Carlson: A lot of the risk is perceived risk. Faraday did a study where they took out 20 chips of increasing complexity with some analog content mixed in. They found they were actually closing faster using some of the advanced automation techniques for low-power designs. Doing a big SoC is complicated, no matter what. Adding another power domain doesn’t double complexity. What people have to do in power grid design and analysis is already hard. You have these analysis loops and you’re specializing in power. There’s plenty of experience behind this to say, ‘It can get done and it can get done efficiently.’ It’s the people who haven’t done it who say, ‘ I don’t know how to do it and I don’t know what the impact is going to be.’ And by the way, it’s 2008 to 2009, and I’m not going to do anything that increases risk. No manager is going to put their program on the line with something they’ve never done before for an unknown benefit.
McDonald: My customers push that problem down to the implementation side. They’re worried about pulling enough of the system together to accurately characterize the workload. Using large blocks of IP is a good example. One of the customers we dealt with recently had a large graphics processor. They had designed it and it worked great, but they couldn’t use it in the SoC because it killed the power consumption. They didn’t have the modes available to control it and turn it off when it wasn’t needed. The guys who designed the graphics processor had no idea how this thing was going to be used. They needed to have the foresight to put in the controls to be able to turn it off.
LPD: So that graphics processor was being designed for multiple applications?
McDonald: Yes, and if it has multiple applications how it needs to be designed from a power perspective is completely different.
Carlson: I agree. You need to be overlay different power structures.
McDonald: If you can overlay those using the same core function and changing the power characteristics, that becomes very valuable. But the tools aren’t there to do that today.
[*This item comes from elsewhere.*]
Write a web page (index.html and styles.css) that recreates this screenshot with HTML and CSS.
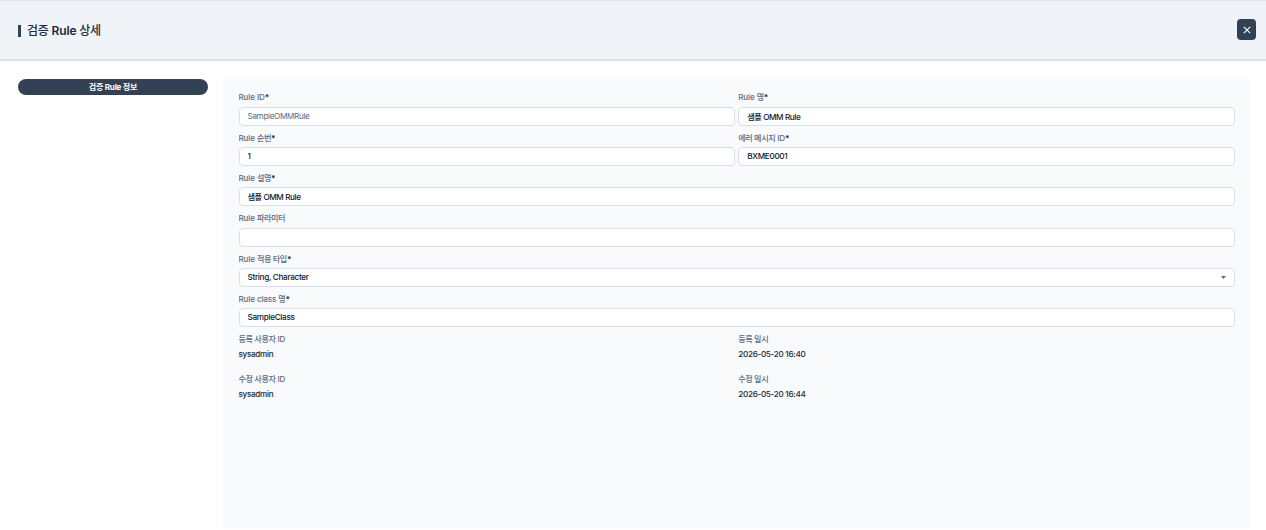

Allen: The modeling languages aren’t quite there to do that today, either. An IP supplier may have in mind several different ways to configure the power strategy, but a user of the IP can’t come along and arbitrarily impose their own. They don’t have enough information about what the IP actually does. If analog is required to maintain a certain voltage, and a processor designer or IP supplier knows there are three different blocks that could be independently powered, they need to be able to present a menu of the available ways to configure it. Both CPF and UPF are starting to represent that as a list of possible configurations.
Carlson: It’s an orthogonal purpose. You may want timing constraints and power constraints to go hand in hand.
Allen: Right. So what are the possible different ways these things can be configured? The IP suppliers have been requesting this, and they’re driving these IP standards in that direction, but they’re not there yet.
LPD: Is there a minimum amount of battery life customers are asking for?
Zarr: There are two requests we see. It’s not battery life in particular. They’re looking for other things in handheld devices. One is thermal management, and they’re running out of vehicles to do that. Battery life is part of that. The other one we’re seeing, which is even bigger, is total power dissipation. In infrastructure types of applications, where there’s a lot of processing power, people are hitting the limit of how to get the feed out of the device or the current in. There’s also legislation being pushed for data centers to get power consumption down. They’re running out of simple approaches, so now they’re looking at architectural approaches to say, ‘What can we do to redesign what we’ve done in the past to lower the energy?’ One is frequency scaling or clock gating. What’s interesting is it’s not as much of an issue with the small handhelds as the larger power consumers.
Allen: The middle of the spectrum doesn’t care as much. It’s the low-power and high-power guys who care.
Carlson: What we see, irrespective of where they are on the spectrum, green is competitive. I haven’t talked to anyone doing 65nm or below who doesn’t care about power. Some of that can be mitigated just by going to a low-power process.
Allen: The corollary question is whether anyone would delay their tapeout if they didn’t meet their power budget. A lot of people say, ‘No.’ They’ll delay for timing, but if they had a 2-watt power target or a 10-watt power target and they knew they were going to miss it, they would still tape out.
Carlson: This is an area that really needs improvement, too—the way the specs get done. In timing we have to meet the specification. In power, it’s 50% or more. There’s a printer company that didn’t meet the envelope, so they added in a $1 heat spreader. That’s 50 million units, but when they got the chip back they found out they didn’t need the heat spreader, so they wasted $50 million. It’s overdesign. We used to have this in performance. Now we have it in power.
Subramaniam: People only think about timing and performance as their No. 1 goal. Power is never considered a primary goal in any design. We see the problems more on the high end of the spectrum. At the low end, most of these handles can be turned off, so leakage power is the problem. At the high end, you don’t have too many choices about turning off portions of the chip. In supercomputers, graphics accelerators and telecom chips, performance is the No. 1 criterion. Power is secondary.
Allen: The low-power design guys have been dealing with that. At the high end of the spectrum, they’re just starting to deal with green laws and the cooling problems in data centers.